Lalu ada juga cerita soal cucu, Rosela, yang suka memimpikan neneknya yang bisa dibilang verbally abusive. Suka ngomong kasar ke Rosela dan ibunya, seluruh keluarganya, sampe-sampe bahkan ibunya sendiri senang waktu si neneknya meninggal. Nenek ini dulunya pernah mengadu domba keluarga sampai ibunya dicoret dari daftar keluarga, melempari rumah ibunya dengan batu bata, dan lain-lain. Tapi dalam cerita ini, diceritakan kalau Rosela suka mimpiin nenek dalam mimpi yang mengerikan dan ibunya kemudian minta Rosela untuk mendoakan neneknya supaya tenang dan nggak lagi mengganggu mereka dalam mimpi. Ibunya juga pernah bilang “nenek sudah tiada, jadi kita ingat yang baik-baiknya saja”. Hmmmmmmm aku punya mixed feelings juga sih soal ini, betul sebaiknya jangan mendendam karena malah akan bikin kita sendiri capek hati. Tapi, masa iya kemudian kita harus banget mendoakan si nenek? Apalagi dalam cerita ini, ibunya Rosela tuh bukan anak si nenek? Aku juga nggak akan mendoakan orang yang aku nggak suka untuk masuk neraka, tapi jujur aku cuek aja waktu mereka meninggal. Ya udahlah. Tapi mungkin kalau aku diganggu dalam mimpi seperti Rosela dan ibunya, aku juga akan melakukan hal yang sama, demi kedamaian aku sendiri.

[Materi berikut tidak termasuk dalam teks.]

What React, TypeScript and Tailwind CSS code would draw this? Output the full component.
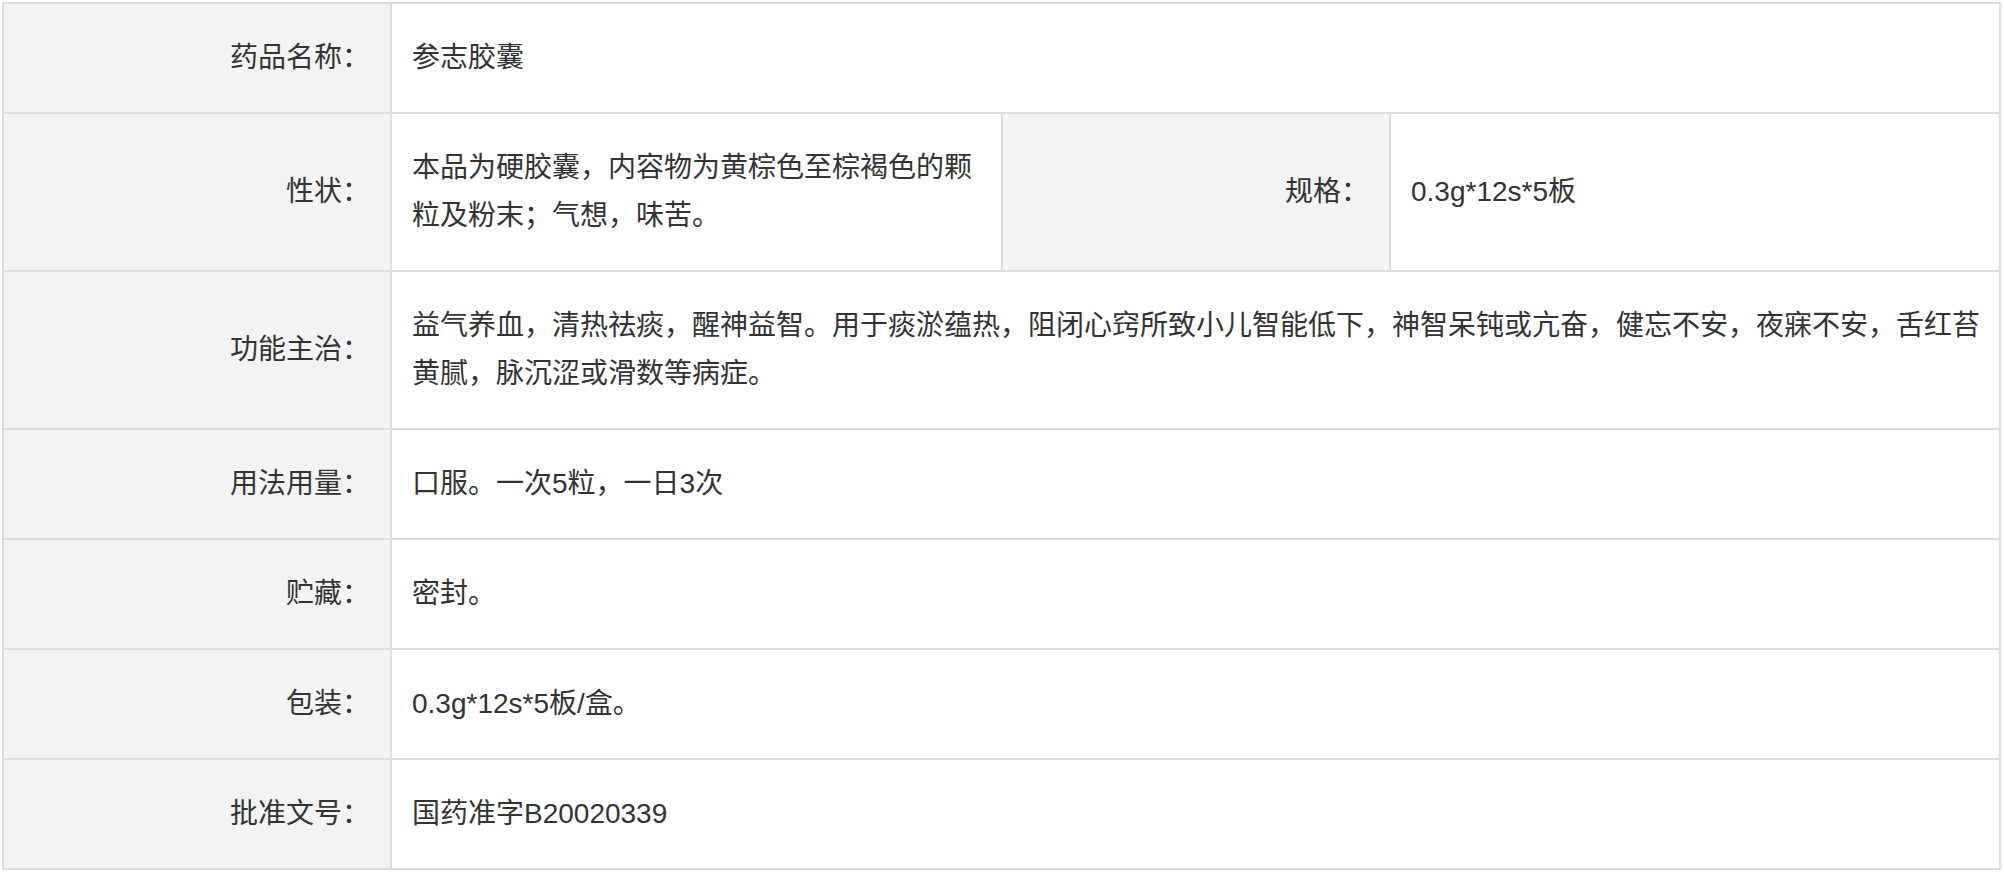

Masih ada beberapa cerita menarik lainnya. Seperti soal dua orang yang saling mengirim surat seperti pasangan pacaran padahal belum pernah saling ketemu, soal ibu yang juga verbally abusive sampe ditinggal anaknya satu persatu, dan juga soal istri korban KDRT yang menolak bantuan seluruh kampung yang mendatangi rumah dia. Secara keseluruhan, aku cukup suka baca kumpulan cerpen ini. Cerita-ceritanya cukup pendek dan nggak menguras otak jadi seru dibacanya.